Friedrich Merz a aussi qualifié ce plan de « premier grand pas vers une nouvelle communauté européenne de défense » devant inclure « des pays qui ne sont pas membres de l’Union européenne », comme le Royaume-Uni et la Norvège.
Dans un changement de cap remarquable pour l’Allemagne, Friedrich Merz plaide désormais pour accroître l’indépendance européenne en matière de défense alors que la politique de Washington est devenue imprévisible. Le « bazooka » d’investissements, selon l’expression popularisée par les médias allemands, du chef des conservateurs est la pierre angulaire du futur gouvernement qu’il a entrepris de former avec le Parti social-démocrate (SPD) après sa victoire aux législatives de février.
Il prévoit un assouplissement du « frein à l’endettement », qui limite la capacité d’emprunt, pour les dépenses militaires et pour les régions. S’ajoute un fonds spécial – hors budget — de 500 milliards d’euros sur douze ans pour moderniser les infrastructures et relancer la première économie européenne en récession depuis deux ans, dont, sous la pression des écologistes, 100 milliards affectés à la protection du climat.

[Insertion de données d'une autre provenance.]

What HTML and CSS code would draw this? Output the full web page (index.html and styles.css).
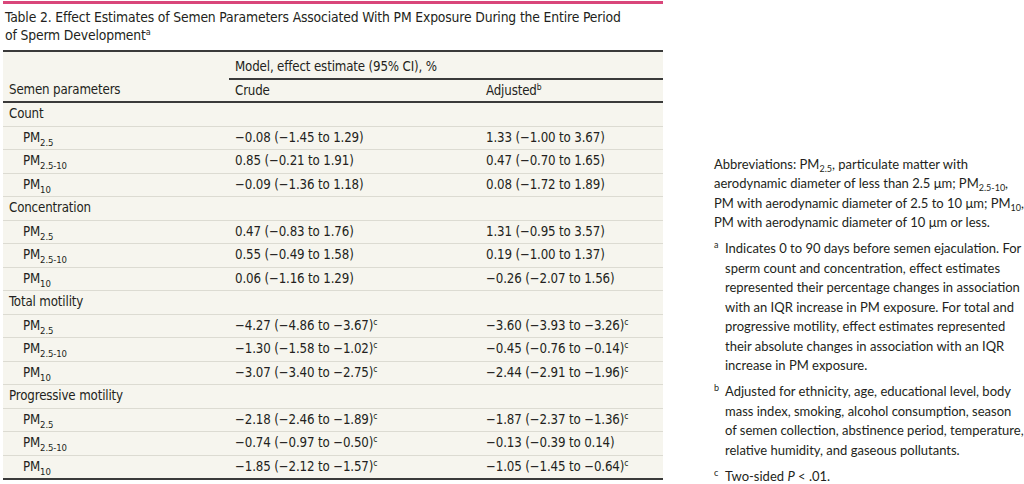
FILE: index.html
```html
<!DOCTYPE html>
<html>
<head>
<meta charset="utf-8">
<link rel="stylesheet" href="styles.css">
</head>
<body>
<div class="page">
  <div class="table-block">
    <div class="bar"></div>
    <h1 class="title">Table 2. Effect Estimates of Semen Parameters Associated With PM Exposure During the Entire Period of Sperm Development<sup>a</sup></h1>
    <table class="data">
      <thead>
        <tr class="hrow1">
          <th class="c1"></th>
          <th colspan="2" class="span">Model, effect estimate (95% CI), %</th>
        </tr>
        <tr class="hrow2">
          <th class="c1">Semen parameters</th>
          <th class="c2">Crude</th>
          <th class="c3">Adjusted<sup>b</sup></th>
        </tr>
      </thead>
      <tbody>
        <tr class="cat"><td colspan="3">Count</td></tr>
        <tr><td class="sub">PM<sub>2.5</sub></td><td>−0.08 (−1.45 to 1.29)</td><td>1.33 (−1.00 to 3.67)</td></tr>
        <tr><td class="sub">PM<sub>2.5-10</sub></td><td>0.85 (−0.21 to 1.91)</td><td>0.47 (−0.70 to 1.65)</td></tr>
        <tr><td class="sub">PM<sub>10</sub></td><td>−0.09 (−1.36 to 1.18)</td><td>0.08 (−1.72 to 1.89)</td></tr>
        <tr class="cat"><td colspan="3">Concentration</td></tr>
        <tr><td class="sub">PM<sub>2.5</sub></td><td>0.47 (−0.83 to 1.76)</td><td>1.31 (−0.95 to 3.57)</td></tr>
        <tr><td class="sub">PM<sub>2.5-10</sub></td><td>0.55 (−0.49 to 1.58)</td><td>0.19 (−1.00 to 1.37)</td></tr>
        <tr><td class="sub">PM<sub>10</sub></td><td>0.06 (−1.16 to 1.29)</td><td>−0.26 (−2.07 to 1.56)</td></tr>
        <tr class="cat"><td colspan="3">Total motility</td></tr>
        <tr><td class="sub">PM<sub>2.5</sub></td><td>−4.27 (−4.86 to −3.67)<sup>c</sup></td><td>−3.60 (−3.93 to −3.26)<sup>c</sup></td></tr>
        <tr><td class="sub">PM<sub>2.5-10</sub></td><td>−1.30 (−1.58 to −1.02)<sup>c</sup></td><td>−0.45 (−0.76 to −0.14)<sup>c</sup></td></tr>
        <tr><td class="sub">PM<sub>10</sub></td><td>−3.07 (−3.40 to −2.75)<sup>c</sup></td><td>−2.44 (−2.91 to −1.96)<sup>c</sup></td></tr>
        <tr class="cat"><td colspan="3">Progressive motility</td></tr>
        <tr><td class="sub">PM<sub>2.5</sub></td><td>−2.18 (−2.46 to −1.89)<sup>c</sup></td><td>−1.87 (−2.37 to −1.36)<sup>c</sup></td></tr>
        <tr><td class="sub">PM<sub>2.5-10</sub></td><td>−0.74 (−0.97 to −0.50)<sup>c</sup></td><td>−0.13 (−0.39 to 0.14)</td></tr>
        <tr class="last"><td class="sub">PM<sub>10</sub></td><td>−1.85 (−2.12 to −1.57)<sup>c</sup></td><td>−1.05 (−1.45 to −0.64)<sup>c</sup></td></tr>
      </tbody>
    </table>
  </div>
  <div class="notes">
    <p class="abbr">Abbreviations: PM<sub>2.5</sub>, particulate matter with aerodynamic diameter of less than 2.5 μm; PM<sub>2.5-10</sub>, PM with aerodynamic diameter of 2.5 to 10 μm; PM<sub>10</sub>, PM with aerodynamic diameter of 10 μm or less.</p>
    <p class="fn"><sup class="mark">a</sup>Indicates 0 to 90 days before semen ejaculation. For sperm count and concentration, effect estimates represented their percentage changes in association with an IQR increase in PM exposure. For total and progressive motility, effect estimates represented their absolute changes in association with an IQR increase in PM exposure.</p>
    <p class="fn"><sup class="mark">b</sup>Adjusted for ethnicity, age, educational level, body mass index, smoking, alcohol consumption, season of semen collection, abstinence period, temperature, relative humidity, and gaseous pollutants.</p>
    <p class="fn"><sup class="mark">c</sup>Two-sided <i>P</i> &lt; .01.</p>
  </div>
</div>
</body>
</html>
```

FILE: styles.css
```css
html, body {
  margin: 0;
  padding: 0;
  background: #ffffff;
  color: #231f20;
}

.page {
  display: flex;
  align-items: flex-end;
  padding-left: 3px;
  height: 484px;
  box-sizing: border-box;
  padding-bottom: 0;
}

.table-block {
  width: 660px;
  flex: none;
  align-self: flex-start;
}

.bar {
  height: 3px;
  margin-top: 1px;
  background: #d9467a;
}

.title {
  max-width: 625px;
  margin: 4px 0 6px 2px;
  font-family: "DejaVu Sans Condensed", "Liberation Sans", sans-serif;
  font-weight: normal;
  font-size: 13.8px;
  letter-spacing: -0.15px;
  line-height: 18px;
  color: #231f20;
}

.title sup {
  font-size: 9px;
  line-height: 0;
  vertical-align: 5px;
}

.data {
  width: 100%;
  border-collapse: collapse;
  background: #f6f5ee;
  font-family: "DejaVu Sans Condensed", "Liberation Sans", sans-serif;
  font-size: 13.2px;
  letter-spacing: -0.15px;
  line-height: 16px;
  color: #231f20;
  border-top: 2px solid #3a3a3a;
  border-bottom: 2px solid #3a3a3a;
}

.data th {
  font-weight: normal;
  text-align: left;
  padding: 0 0 0 6px;
}

.data th.span {
  border-bottom: 2px solid #3a3a3a;
}

.hrow1 th {
  height: 23px;
  vertical-align: middle;
  padding-top: 3px;
}

.hrow2 th {
  height: 21px;
  border-bottom: 2px solid #3a3a3a;
  vertical-align: middle;
}

.data .c1 { width: 220px; }
.data .c2 { width: 245px; }

.data td {
  height: 22.5px;
  padding: 0 0 0 6px;
  border-bottom: 1px solid #dcdbd2;
  vertical-align: middle;
  white-space: nowrap;
}

.data tr.last td {
  border-bottom: none;
}

.data td.sub {
  padding-left: 20px;
}

.data sub {
  font-size: 9.5px;
  line-height: 0;
  vertical-align: -4px;
}

.data sup {
  font-size: 8.5px;
  line-height: 0;
  vertical-align: 5px;
}

.notes {
  width: 310px;
  margin-left: 51px;
  margin-bottom: -2px;
  font-family: Lato, "Open Sans", sans-serif;
  font-size: 13px;
  line-height: 19.5px;
  color: #231f20;
}

.notes p {
  margin: 0 0 6.5px 0;
}

.notes p:last-child {
  margin-bottom: 0;
}

.notes sub {
  font-size: 9px;
  line-height: 0;
  vertical-align: -3px;
}

.notes .fn {
  padding-left: 11px;
  text-indent: -11px;
}

.notes .mark {
  display: inline-block;
  width: 11px;
  text-indent: 0;
  font-size: 9px;
  line-height: 0;
  vertical-align: 5px;
}
```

Déblocage d’une aide de 3 milliards d’euros pour l’Ukraine
Il s’agit « de donner une nouvelle direction à l’histoire de notre pays, un renouveau positif pour l’Allemagne, un renouveau positif pour l’Europe », a estimé le chef du SPD, Lars Klingbeil, devant les députés. Friedrich Merz avait décidé de faire voter les lois par le Bundestag sortant, car les partis des extrêmes, de droite et de gauche, détiendront une minorité de blocage dans le nouvel hémicycle qui se constituera le 25 mars. Le comité budgétaire du Bundestag devrait donner officiellement son accord vendredi à l’octroi de ces fonds, après le vote du Bundesrat, ont déclaré des sources parlementaires à l’Agence France-Presse.
Le plan allemand doit permettre aussi le déblocage d’un soutien militaire en suspens de 3 milliards d’euros pour l’Ukraine. Kiev pourrait ainsi recevoir des munitions d’artillerie et des grenades « dans les prochaines semaines », avait déclaré lundi le porte-parole du gouvernement allemand, Steffen Hebestreit, tandis que la livraison d’autres équipements lourds tels que les systèmes de défense aérienne IRIS-T et Patriot prendra jusqu’à deux ans.

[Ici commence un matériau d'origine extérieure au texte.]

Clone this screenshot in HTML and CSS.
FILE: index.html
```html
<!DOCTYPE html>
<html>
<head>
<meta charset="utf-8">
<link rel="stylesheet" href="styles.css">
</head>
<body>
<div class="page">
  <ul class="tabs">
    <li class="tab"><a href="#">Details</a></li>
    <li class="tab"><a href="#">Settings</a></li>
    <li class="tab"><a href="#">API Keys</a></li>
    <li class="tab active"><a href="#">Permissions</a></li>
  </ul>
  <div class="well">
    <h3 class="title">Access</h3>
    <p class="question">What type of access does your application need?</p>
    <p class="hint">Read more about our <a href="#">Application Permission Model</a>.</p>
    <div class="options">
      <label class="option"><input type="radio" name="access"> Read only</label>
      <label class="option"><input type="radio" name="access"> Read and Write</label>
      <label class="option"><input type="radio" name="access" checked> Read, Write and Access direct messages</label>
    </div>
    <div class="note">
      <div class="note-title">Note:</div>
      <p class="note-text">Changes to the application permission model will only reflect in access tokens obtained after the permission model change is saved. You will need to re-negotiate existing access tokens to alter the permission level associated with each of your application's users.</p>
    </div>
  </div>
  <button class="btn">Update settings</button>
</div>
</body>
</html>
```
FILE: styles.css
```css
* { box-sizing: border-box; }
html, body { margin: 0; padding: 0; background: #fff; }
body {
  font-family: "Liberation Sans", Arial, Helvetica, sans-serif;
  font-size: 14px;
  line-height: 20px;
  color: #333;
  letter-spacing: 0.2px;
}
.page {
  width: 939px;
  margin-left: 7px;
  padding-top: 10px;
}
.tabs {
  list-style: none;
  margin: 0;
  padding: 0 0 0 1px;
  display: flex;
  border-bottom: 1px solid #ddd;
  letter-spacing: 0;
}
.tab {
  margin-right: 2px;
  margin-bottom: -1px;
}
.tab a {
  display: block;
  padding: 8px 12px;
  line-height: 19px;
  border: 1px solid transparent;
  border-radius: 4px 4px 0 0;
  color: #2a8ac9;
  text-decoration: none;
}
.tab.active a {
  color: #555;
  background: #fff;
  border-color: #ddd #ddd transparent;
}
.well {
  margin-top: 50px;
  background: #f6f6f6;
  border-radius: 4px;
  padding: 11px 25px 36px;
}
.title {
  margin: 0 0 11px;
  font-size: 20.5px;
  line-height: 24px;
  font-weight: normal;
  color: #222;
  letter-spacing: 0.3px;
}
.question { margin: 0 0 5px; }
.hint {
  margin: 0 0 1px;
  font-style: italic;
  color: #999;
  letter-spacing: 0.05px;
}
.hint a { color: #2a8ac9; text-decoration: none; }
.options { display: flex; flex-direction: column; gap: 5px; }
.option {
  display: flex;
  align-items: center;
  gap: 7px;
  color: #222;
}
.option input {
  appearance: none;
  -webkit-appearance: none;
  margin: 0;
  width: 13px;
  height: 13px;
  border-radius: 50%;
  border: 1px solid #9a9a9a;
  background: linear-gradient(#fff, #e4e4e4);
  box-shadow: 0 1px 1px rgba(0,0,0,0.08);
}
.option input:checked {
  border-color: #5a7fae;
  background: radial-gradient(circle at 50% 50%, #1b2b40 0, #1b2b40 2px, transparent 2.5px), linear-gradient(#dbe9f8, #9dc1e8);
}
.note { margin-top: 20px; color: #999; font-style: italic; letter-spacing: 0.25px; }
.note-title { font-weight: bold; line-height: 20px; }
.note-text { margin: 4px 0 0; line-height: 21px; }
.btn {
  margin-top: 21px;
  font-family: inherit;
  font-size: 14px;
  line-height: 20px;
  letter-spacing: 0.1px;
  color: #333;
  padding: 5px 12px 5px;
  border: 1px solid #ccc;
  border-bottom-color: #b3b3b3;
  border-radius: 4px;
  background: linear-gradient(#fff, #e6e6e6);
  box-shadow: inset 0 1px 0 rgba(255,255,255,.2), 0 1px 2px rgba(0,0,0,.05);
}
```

En cette journée historique pour l’Allemagne, le chef de l’Etat français, Emmanuel Macron, fervent partisan d’un renforcement de la défense européenne, est à Berlin pour rencontrer le chancelier sortant, Olaf Scholz, puis dans la soirée Friedrich Merz.

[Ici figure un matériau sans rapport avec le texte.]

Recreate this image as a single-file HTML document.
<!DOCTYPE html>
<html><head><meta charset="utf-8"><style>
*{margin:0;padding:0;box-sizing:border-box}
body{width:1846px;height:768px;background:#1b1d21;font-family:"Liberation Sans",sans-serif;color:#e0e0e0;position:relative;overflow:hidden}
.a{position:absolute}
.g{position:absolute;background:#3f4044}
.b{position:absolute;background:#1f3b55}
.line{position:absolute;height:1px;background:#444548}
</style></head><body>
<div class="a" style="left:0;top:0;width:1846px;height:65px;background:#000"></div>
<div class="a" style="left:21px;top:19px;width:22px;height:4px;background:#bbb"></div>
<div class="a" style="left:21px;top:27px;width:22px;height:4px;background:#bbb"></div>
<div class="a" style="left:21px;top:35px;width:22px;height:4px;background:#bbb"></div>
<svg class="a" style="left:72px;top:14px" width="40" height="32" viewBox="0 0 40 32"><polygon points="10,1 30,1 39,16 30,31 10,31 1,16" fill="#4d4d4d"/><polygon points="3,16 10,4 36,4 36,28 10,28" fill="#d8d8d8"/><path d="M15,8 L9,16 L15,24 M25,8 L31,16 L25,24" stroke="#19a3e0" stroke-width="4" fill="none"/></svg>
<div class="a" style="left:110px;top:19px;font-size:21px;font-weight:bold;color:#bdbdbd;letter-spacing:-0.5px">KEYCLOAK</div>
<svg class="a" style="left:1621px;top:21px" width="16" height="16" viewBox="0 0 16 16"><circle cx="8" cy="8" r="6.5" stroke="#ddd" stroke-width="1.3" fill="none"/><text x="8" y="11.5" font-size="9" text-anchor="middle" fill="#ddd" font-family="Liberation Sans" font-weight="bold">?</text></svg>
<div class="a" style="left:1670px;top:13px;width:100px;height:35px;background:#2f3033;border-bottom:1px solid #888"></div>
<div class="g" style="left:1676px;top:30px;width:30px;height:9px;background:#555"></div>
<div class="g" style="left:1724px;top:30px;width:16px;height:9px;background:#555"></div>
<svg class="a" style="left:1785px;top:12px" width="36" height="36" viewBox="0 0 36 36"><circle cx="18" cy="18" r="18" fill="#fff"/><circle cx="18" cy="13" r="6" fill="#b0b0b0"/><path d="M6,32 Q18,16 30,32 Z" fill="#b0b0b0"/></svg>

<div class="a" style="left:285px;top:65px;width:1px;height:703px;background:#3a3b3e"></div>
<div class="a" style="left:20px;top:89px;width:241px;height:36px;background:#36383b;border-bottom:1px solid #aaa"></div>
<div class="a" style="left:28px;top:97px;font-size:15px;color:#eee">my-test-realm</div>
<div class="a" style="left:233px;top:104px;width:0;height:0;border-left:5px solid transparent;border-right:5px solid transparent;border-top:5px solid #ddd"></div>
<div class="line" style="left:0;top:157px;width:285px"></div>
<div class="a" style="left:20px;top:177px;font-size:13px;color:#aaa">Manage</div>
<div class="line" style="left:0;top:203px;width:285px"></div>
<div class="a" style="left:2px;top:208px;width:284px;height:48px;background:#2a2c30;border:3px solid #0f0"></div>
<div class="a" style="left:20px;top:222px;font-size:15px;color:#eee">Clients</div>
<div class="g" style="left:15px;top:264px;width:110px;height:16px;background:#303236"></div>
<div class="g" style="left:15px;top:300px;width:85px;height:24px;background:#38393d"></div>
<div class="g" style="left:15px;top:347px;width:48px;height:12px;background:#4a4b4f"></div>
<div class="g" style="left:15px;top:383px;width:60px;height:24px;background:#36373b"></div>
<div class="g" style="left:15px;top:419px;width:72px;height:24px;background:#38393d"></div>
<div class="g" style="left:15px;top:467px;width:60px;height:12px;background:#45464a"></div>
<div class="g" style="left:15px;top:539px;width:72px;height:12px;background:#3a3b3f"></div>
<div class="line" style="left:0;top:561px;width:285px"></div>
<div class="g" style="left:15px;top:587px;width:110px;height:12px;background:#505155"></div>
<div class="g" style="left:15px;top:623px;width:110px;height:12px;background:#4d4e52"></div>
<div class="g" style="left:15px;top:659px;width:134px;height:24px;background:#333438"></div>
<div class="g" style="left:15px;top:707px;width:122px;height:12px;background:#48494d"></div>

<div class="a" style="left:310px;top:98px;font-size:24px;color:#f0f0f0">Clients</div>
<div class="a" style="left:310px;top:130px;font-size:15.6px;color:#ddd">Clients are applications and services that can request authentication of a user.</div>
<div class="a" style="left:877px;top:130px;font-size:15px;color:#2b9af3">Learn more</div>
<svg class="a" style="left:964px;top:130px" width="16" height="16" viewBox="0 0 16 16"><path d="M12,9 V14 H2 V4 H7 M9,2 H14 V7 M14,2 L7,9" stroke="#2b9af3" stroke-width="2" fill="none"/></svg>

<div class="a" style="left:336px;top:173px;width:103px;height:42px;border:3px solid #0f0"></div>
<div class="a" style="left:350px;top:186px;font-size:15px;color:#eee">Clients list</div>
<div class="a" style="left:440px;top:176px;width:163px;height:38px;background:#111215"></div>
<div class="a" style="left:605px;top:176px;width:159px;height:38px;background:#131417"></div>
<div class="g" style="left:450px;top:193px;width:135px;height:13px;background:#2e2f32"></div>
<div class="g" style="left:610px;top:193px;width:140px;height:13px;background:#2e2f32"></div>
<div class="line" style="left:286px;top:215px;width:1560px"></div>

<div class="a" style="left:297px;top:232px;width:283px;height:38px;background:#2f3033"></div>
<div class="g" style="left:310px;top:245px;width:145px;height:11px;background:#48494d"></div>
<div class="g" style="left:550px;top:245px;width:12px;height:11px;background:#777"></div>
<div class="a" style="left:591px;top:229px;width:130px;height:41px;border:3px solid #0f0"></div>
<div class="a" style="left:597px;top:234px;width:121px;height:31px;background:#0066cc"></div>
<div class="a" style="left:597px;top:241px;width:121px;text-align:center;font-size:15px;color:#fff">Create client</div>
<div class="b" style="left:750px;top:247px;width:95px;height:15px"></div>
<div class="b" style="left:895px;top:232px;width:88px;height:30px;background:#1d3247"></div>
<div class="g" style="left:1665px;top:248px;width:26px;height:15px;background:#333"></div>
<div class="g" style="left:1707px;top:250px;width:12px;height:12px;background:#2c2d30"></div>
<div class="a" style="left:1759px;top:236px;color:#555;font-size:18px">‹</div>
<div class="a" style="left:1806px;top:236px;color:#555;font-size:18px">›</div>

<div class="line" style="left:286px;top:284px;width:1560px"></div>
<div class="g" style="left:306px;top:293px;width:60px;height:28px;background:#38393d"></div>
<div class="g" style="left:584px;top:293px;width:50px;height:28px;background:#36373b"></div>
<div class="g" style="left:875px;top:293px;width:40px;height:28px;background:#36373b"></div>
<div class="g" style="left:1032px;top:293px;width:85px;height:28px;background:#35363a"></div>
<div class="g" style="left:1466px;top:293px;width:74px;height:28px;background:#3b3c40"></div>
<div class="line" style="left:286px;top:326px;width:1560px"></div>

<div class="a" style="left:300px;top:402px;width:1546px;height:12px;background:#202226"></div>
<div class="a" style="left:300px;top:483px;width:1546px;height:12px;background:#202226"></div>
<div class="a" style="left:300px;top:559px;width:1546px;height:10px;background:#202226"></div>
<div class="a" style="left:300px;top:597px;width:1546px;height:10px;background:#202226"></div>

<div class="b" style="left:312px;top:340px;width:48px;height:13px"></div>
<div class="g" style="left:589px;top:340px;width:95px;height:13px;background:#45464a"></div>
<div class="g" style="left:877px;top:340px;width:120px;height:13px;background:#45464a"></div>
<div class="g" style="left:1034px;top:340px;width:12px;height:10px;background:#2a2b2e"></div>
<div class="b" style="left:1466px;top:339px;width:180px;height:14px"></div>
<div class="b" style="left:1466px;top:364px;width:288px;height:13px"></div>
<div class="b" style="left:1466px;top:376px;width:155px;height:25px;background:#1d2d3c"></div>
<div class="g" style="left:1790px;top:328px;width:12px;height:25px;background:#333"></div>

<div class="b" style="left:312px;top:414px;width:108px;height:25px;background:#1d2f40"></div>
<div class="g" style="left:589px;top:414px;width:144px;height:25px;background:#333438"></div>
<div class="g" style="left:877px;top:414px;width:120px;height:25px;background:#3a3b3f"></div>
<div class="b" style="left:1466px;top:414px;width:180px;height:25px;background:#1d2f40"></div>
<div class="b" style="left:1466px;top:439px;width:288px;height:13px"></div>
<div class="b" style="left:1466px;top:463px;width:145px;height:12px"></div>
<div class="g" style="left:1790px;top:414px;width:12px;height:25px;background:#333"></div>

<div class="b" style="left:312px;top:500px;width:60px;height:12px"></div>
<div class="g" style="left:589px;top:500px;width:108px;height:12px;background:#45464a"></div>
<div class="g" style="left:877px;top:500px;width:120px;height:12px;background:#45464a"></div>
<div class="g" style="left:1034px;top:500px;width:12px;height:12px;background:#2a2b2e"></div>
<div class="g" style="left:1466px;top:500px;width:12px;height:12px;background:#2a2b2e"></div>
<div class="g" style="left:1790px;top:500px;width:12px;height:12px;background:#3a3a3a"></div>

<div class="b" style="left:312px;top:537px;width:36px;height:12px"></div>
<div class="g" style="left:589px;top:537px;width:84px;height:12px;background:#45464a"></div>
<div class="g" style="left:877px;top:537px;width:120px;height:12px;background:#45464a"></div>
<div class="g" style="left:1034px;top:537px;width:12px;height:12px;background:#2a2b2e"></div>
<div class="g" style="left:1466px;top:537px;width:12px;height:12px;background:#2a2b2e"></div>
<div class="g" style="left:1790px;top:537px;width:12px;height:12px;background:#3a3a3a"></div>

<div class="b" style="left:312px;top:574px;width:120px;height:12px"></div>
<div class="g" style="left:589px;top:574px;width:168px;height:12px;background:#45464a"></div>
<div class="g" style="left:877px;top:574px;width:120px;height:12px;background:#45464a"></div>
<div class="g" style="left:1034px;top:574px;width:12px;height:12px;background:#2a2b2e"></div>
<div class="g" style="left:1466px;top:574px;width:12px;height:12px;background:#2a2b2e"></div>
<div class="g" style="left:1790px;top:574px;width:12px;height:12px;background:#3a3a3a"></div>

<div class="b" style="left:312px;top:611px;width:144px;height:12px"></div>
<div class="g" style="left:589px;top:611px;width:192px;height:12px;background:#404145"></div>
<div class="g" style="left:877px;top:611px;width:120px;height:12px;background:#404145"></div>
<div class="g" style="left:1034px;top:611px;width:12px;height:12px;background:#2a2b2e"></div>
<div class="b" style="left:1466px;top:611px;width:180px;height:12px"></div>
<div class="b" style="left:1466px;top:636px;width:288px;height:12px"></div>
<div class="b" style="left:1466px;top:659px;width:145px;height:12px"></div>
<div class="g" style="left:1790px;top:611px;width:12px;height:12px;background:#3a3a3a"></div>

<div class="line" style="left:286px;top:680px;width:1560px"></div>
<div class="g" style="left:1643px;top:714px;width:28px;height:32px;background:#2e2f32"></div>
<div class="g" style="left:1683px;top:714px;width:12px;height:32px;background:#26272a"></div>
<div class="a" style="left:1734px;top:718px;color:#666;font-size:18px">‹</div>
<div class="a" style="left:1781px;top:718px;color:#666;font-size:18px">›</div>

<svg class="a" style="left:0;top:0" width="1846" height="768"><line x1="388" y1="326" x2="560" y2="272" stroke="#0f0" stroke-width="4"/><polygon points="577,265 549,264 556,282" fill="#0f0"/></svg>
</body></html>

Le futur dirigeant allemand a encore des semaines difficiles devant lui : il devra boucler les négociations avec les sociaux-démocrates pour former la coalition qu’il veut mettre sur pied d’ici le 21 avril. Ces discussions n’ont toutefois rien d’évident car les dépenses d’investissement massives vont s’accompagner d’économies à tous les niveaux et de réformes majeures mettant à l’épreuve la future grande coalition.